— START OF Records supplied —
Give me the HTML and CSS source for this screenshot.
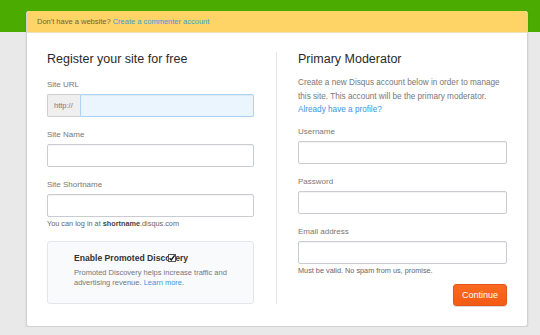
FILE: index.html
```html
<!doctype html>
<html>

<head>
	<meta charset="utf-8">
	<title>Register your site</title>
	<link rel="stylesheet" href="styles.css">
</head>

<body>
	<div class="topbar"></div>
	<div class="card">
		<div class="notice">Don't have a website? <a href="#">Create a commenter account</a></div>
		<div class="columns">
			<div class="col col-left">
				<h2>Register your site for free</h2>
				<div class="field">
					<label>Site URL</label>
					<div class="url-input">
						<span class="prefix">http://</span>
						<input type="text" class="url">
					</div>
				</div>
				<div class="field">
					<label>Site Name</label>
					<input type="text">
				</div>
				<div class="field field-hint">
					<label>Site Shortname</label>
					<input type="text">
					<p class="hint">You can log in at <b>shortname</b>.disqus.com</p>
				</div>
				<div class="promo">
					<h3>Enable Promoted Discovery
						<svg class="check" width="8" height="8" viewBox="0 0 8 8">
							<rect x="0.5" y="0.5" width="7" height="7" fill="#fff" stroke="#555"/>
							<path d="M1.6 4.2 L3.3 6 L6.6 1.4" fill="none" stroke="#111" stroke-width="1.4"/>
						</svg>
					</h3>
					<p>Promoted Discovery helps increase traffic and advertising revenue. <a href="#">Learn more.</a></p>
				</div>
			</div>
			<div class="col col-right">
				<h2>Primary Moderator</h2>
				<p class="intro">Create a new Disqus account below in order to manage this site. This account will be the primary moderator. <a href="#">Already have a profile?</a></p>
				<div class="field">
					<label>Username</label>
					<input type="text">
				</div>
				<div class="field">
					<label>Password</label>
					<input type="password">
				</div>
				<div class="field field-hint">
					<label>Email address</label>
					<input type="text">
					<p class="hint">Must be valid. No spam from us, promise.</p>
				</div>
				<div class="actions">
					<button class="btn">Continue</button>
				</div>
			</div>
		</div>
	</div>
</body>

</html>
```

FILE: styles.css
```css
body {
	margin: 0;
	background-color: #e9e9e9;
	font-family: "Liberation Sans", Arial, sans-serif;
	color: #777777;
}

a {
	color: #3d95e0;
	text-decoration: none;
}

.topbar {
	height: 32px;
	background-color: #4cab00;
}

.card {
	width: 500px;
	margin: -21px 0 0 26px;
	background-color: #ffffff;
	border: 1px solid #d2d2d2;
	border-top: none;
	border-radius: 3px;
	box-shadow: 0 1px 2px rgba(0, 0, 0, 0.12);
}

.notice {
	height: 21px;
	line-height: 21px;
	padding-left: 10px;
	background-color: #fed466;
	border-bottom: 1px solid #f0e2b8;
	border-radius: 3px 3px 0 0;
	font-size: 7.5px;
	color: #6b6240;
}

.columns {
	display: flex;
	align-items: flex-start;
	padding: 19px 20px 20px 20px;
}

.col-left {
	width: 207px;
	padding-right: 22px;
	border-right: 1px solid #e6e6e6;
}

.col-right {
	flex: 1;
	padding-left: 21px;
}

h2 {
	margin: 0 0 12px 0;
	font-size: 12.5px;
	line-height: 15px;
	font-weight: normal;
	color: #2a2a2a;
}

label {
	display: block;
	font-size: 8px;
	line-height: 11px;
	margin-bottom: 4px;
	color: #777777;
}

.field {
	margin-bottom: 12px;
}

.field-hint {
	margin-bottom: 0;
}

input {
	display: block;
	box-sizing: border-box;
	width: 100%;
	height: 23px;
	margin: 0;
	border: 1px solid #c9cdd1;
	border-radius: 2px;
	box-shadow: inset 0 1px 1px rgba(0, 0, 0, 0.05);
	background-color: #ffffff;
}

.url-input {
	display: flex;
	height: 23px;
}

.prefix {
	width: 33px;
	box-sizing: border-box;
	padding-left: 6px;
	line-height: 21px;
	font-size: 7.5px;
	color: #777777;
	background-color: #efefef;
	border: 1px solid #cfcfcf;
	border-right: none;
	border-radius: 2px 0 0 2px;
}

.url-input input.url {
	flex: 1;
	background-color: #eaf5fe;
	border-color: #a9d4f6;
	border-radius: 0 2px 2px 0;
}

.hint {
	margin: 1px 0 0 0;
	font-size: 7.3px;
	line-height: 11px;
	color: #666666;
}

.hint b {
	color: #444444;
}

.promo {
	position: relative;
	margin-top: 12px;
	padding: 11px 14px 15px 26px;
	background-color: #f8fafc;
	border: 1px solid #e2e6ea;
	border-radius: 3px;
}

.promo h3 {
	position: relative;
	margin: 0 0 4px 0;
	font-size: 8.6px;
	line-height: 11px;
	color: #333333;
}

.check {
	position: absolute;
	left: 94px;
	top: 1px;
}

.promo p {
	margin: 0;
	font-size: 7.5px;
	line-height: 10px;
	color: #777777;
}

.intro {
	margin: -3px 0 9px 0;
	font-size: 8.2px;
	line-height: 13.5px;
	color: #777777;
}

.intro a {
	display: block;
}

.actions {
	display: flex;
	justify-content: flex-end;
	margin-top: 8px;
}

.btn {
	width: 54px;
	height: 22px;
	padding: 0;
	font-family: "Liberation Sans", Arial, sans-serif;
	font-size: 9px;
	color: #ffffff;
	background: linear-gradient(#fb6a22, #f45b14);
	border: 1px solid #e3561a;
	border-radius: 3px;
	box-shadow: 0 1px 1px rgba(0, 0, 0, 0.15);
}
```
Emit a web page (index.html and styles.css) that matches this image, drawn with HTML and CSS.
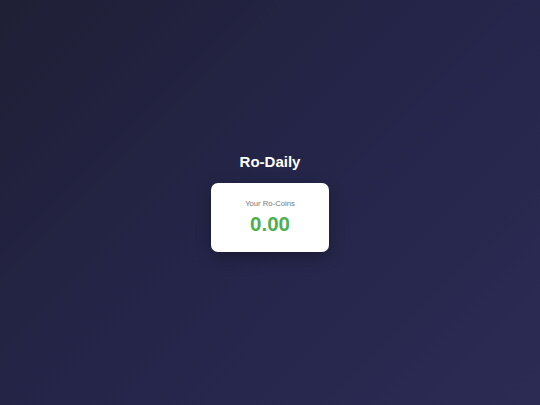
FILE: index.html
```html
<!DOCTYPE html>
<html lang="en">
<head>
<meta charset="utf-8">
<title>Ro-Daily</title>
<link rel="stylesheet" href="styles.css">
</head>
<body>
<main class="app">
  <h1 class="title">Ro-Daily</h1>
  <section class="balance-card">
    <p class="balance-label">Your Ro-Coins</p>
    <p class="balance-value">0.00</p>
  </section>
</main>
</body>
</html>
```

FILE: styles.css
```css
html, body {
  margin: 0;
  padding: 0;
  height: 100%;
}

body {
  background: linear-gradient(135deg, #1f1f35 0%, #25254a 50%, #2b2b54 100%);
  font-family: "Liberation Sans", Arial, sans-serif;
  color: #fff;
}

.app {
  height: 100%;
  display: flex;
  flex-direction: column;
  align-items: center;
  justify-content: center;
}

.title {
  margin: 0 0 13px 0;
  font-size: 15px;
  font-weight: bold;
  line-height: 17px;
  color: #ffffff;
}

.balance-card {
  box-sizing: border-box;
  width: 118px;
  height: 69px;
  background: #ffffff;
  border-radius: 7px;
  box-shadow: 0 5px 15px rgba(0, 0, 0, 0.3);
  display: flex;
  flex-direction: column;
  align-items: center;
  padding-top: 16px;
  gap: 4px;
}

.balance-label {
  margin: 0;
  font-size: 7.7px;
  line-height: 9px;
  color: #777777;
}

.balance-value {
  margin: 0;
  font-size: 20.5px;
  line-height: 23px;
  font-weight: bold;
  color: #4caf50;
}
```
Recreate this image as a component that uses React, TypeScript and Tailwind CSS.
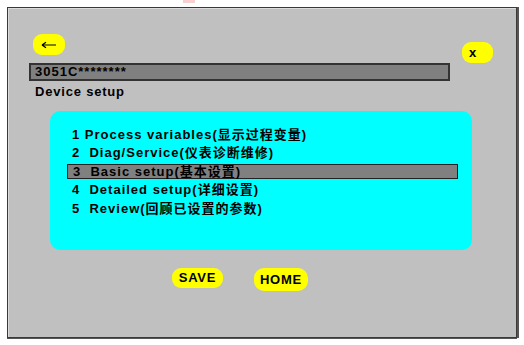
— END OF Records supplied —
Work to do: All the records need to be repeated exactly, with the images dropped.

The solution:
Give me the HTML and CSS source for this screenshot.
FILE: index.html
```html
<!doctype html>
<html>

<head>
	<meta charset="utf-8">
	<title>Register your site</title>
	<link rel="stylesheet" href="styles.css">
</head>

<body>
	<div class="topbar"></div>
	<div class="card">
		<div class="notice">Don't have a website? <a href="#">Create a commenter account</a></div>
		<div class="columns">
			<div class="col col-left">
				<h2>Register your site for free</h2>
				<div class="field">
					<label>Site URL</label>
					<div class="url-input">
						<span class="prefix">http://</span>
						<input type="text" class="url">
					</div>
				</div>
				<div class="field">
					<label>Site Name</label>
					<input type="text">
				</div>
				<div class="field field-hint">
					<label>Site Shortname</label>
					<input type="text">
					<p class="hint">You can log in at <b>shortname</b>.disqus.com</p>
				</div>
				<div class="promo">
					<h3>Enable Promoted Discovery
						<svg class="check" width="8" height="8" viewBox="0 0 8 8">
							<rect x="0.5" y="0.5" width="7" height="7" fill="#fff" stroke="#555"/>
							<path d="M1.6 4.2 L3.3 6 L6.6 1.4" fill="none" stroke="#111" stroke-width="1.4"/>
						</svg>
					</h3>
					<p>Promoted Discovery helps increase traffic and advertising revenue. <a href="#">Learn more.</a></p>
				</div>
			</div>
			<div class="col col-right">
				<h2>Primary Moderator</h2>
				<p class="intro">Create a new Disqus account below in order to manage this site. This account will be the primary moderator. <a href="#">Already have a profile?</a></p>
				<div class="field">
					<label>Username</label>
					<input type="text">
				</div>
				<div class="field">
					<label>Password</label>
					<input type="password">
				</div>
				<div class="field field-hint">
					<label>Email address</label>
					<input type="text">
					<p class="hint">Must be valid. No spam from us, promise.</p>
				</div>
				<div class="actions">
					<button class="btn">Continue</button>
				</div>
			</div>
		</div>
	</div>
</body>

</html>
```

FILE: styles.css
```css
body {
	margin: 0;
	background-color: #e9e9e9;
	font-family: "Liberation Sans", Arial, sans-serif;
	color: #777777;
}

a {
	color: #3d95e0;
	text-decoration: none;
}

.topbar {
	height: 32px;
	background-color: #4cab00;
}

.card {
	width: 500px;
	margin: -21px 0 0 26px;
	background-color: #ffffff;
	border: 1px solid #d2d2d2;
	border-top: none;
	border-radius: 3px;
	box-shadow: 0 1px 2px rgba(0, 0, 0, 0.12);
}

.notice {
	height: 21px;
	line-height: 21px;
	padding-left: 10px;
	background-color: #fed466;
	border-bottom: 1px solid #f0e2b8;
	border-radius: 3px 3px 0 0;
	font-size: 7.5px;
	color: #6b6240;
}

.columns {
	display: flex;
	align-items: flex-start;
	padding: 19px 20px 20px 20px;
}

.col-left {
	width: 207px;
	padding-right: 22px;
	border-right: 1px solid #e6e6e6;
}

.col-right {
	flex: 1;
	padding-left: 21px;
}

h2 {
	margin: 0 0 12px 0;
	font-size: 12.5px;
	line-height: 15px;
	font-weight: normal;
	color: #2a2a2a;
}

label {
	display: block;
	font-size: 8px;
	line-height: 11px;
	margin-bottom: 4px;
	color: #777777;
}

.field {
	margin-bottom: 12px;
}

.field-hint {
	margin-bottom: 0;
}

input {
	display: block;
	box-sizing: border-box;
	width: 100%;
	height: 23px;
	margin: 0;
	border: 1px solid #c9cdd1;
	border-radius: 2px;
	box-shadow: inset 0 1px 1px rgba(0, 0, 0, 0.05);
	background-color: #ffffff;
}

.url-input {
	display: flex;
	height: 23px;
}

.prefix {
	width: 33px;
	box-sizing: border-box;
	padding-left: 6px;
	line-height: 21px;
	font-size: 7.5px;
	color: #777777;
	background-color: #efefef;
	border: 1px solid #cfcfcf;
	border-right: none;
	border-radius: 2px 0 0 2px;
}

.url-input input.url {
	flex: 1;
	background-color: #eaf5fe;
	border-color: #a9d4f6;
	border-radius: 0 2px 2px 0;
}

.hint {
	margin: 1px 0 0 0;
	font-size: 7.3px;
	line-height: 11px;
	color: #666666;
}

.hint b {
	color: #444444;
}

.promo {
	position: relative;
	margin-top: 12px;
	padding: 11px 14px 15px 26px;
	background-color: #f8fafc;
	border: 1px solid #e2e6ea;
	border-radius: 3px;
}

.promo h3 {
	position: relative;
	margin: 0 0 4px 0;
	font-size: 8.6px;
	line-height: 11px;
	color: #333333;
}

.check {
	position: absolute;
	left: 94px;
	top: 1px;
}

.promo p {
	margin: 0;
	font-size: 7.5px;
	line-height: 10px;
	color: #777777;
}

.intro {
	margin: -3px 0 9px 0;
	font-size: 8.2px;
	line-height: 13.5px;
	color: #777777;
}

.intro a {
	display: block;
}

.actions {
	display: flex;
	justify-content: flex-end;
	margin-top: 8px;
}

.btn {
	width: 54px;
	height: 22px;
	padding: 0;
	font-family: "Liberation Sans", Arial, sans-serif;
	font-size: 9px;
	color: #ffffff;
	background: linear-gradient(#fb6a22, #f45b14);
	border: 1px solid #e3561a;
	border-radius: 3px;
	box-shadow: 0 1px 1px rgba(0, 0, 0, 0.15);
}
```
Emit a web page (index.html and styles.css) that matches this image, drawn with HTML and CSS.
FILE: index.html
```html
<!DOCTYPE html>
<html lang="en">
<head>
<meta charset="utf-8">
<title>Ro-Daily</title>
<link rel="stylesheet" href="styles.css">
</head>
<body>
<main class="app">
  <h1 class="title">Ro-Daily</h1>
  <section class="balance-card">
    <p class="balance-label">Your Ro-Coins</p>
    <p class="balance-value">0.00</p>
  </section>
</main>
</body>
</html>
```

FILE: styles.css
```css
html, body {
  margin: 0;
  padding: 0;
  height: 100%;
}

body {
  background: linear-gradient(135deg, #1f1f35 0%, #25254a 50%, #2b2b54 100%);
  font-family: "Liberation Sans", Arial, sans-serif;
  color: #fff;
}

.app {
  height: 100%;
  display: flex;
  flex-direction: column;
  align-items: center;
  justify-content: center;
}

.title {
  margin: 0 0 13px 0;
  font-size: 15px;
  font-weight: bold;
  line-height: 17px;
  color: #ffffff;
}

.balance-card {
  box-sizing: border-box;
  width: 118px;
  height: 69px;
  background: #ffffff;
  border-radius: 7px;
  box-shadow: 0 5px 15px rgba(0, 0, 0, 0.3);
  display: flex;
  flex-direction: column;
  align-items: center;
  padding-top: 16px;
  gap: 4px;
}

.balance-label {
  margin: 0;
  font-size: 7.7px;
  line-height: 9px;
  color: #777777;
}

.balance-value {
  margin: 0;
  font-size: 20.5px;
  line-height: 23px;
  font-weight: bold;
  color: #4caf50;
}
```
Recreate this image as a component that uses React, TypeScript and Tailwind CSS.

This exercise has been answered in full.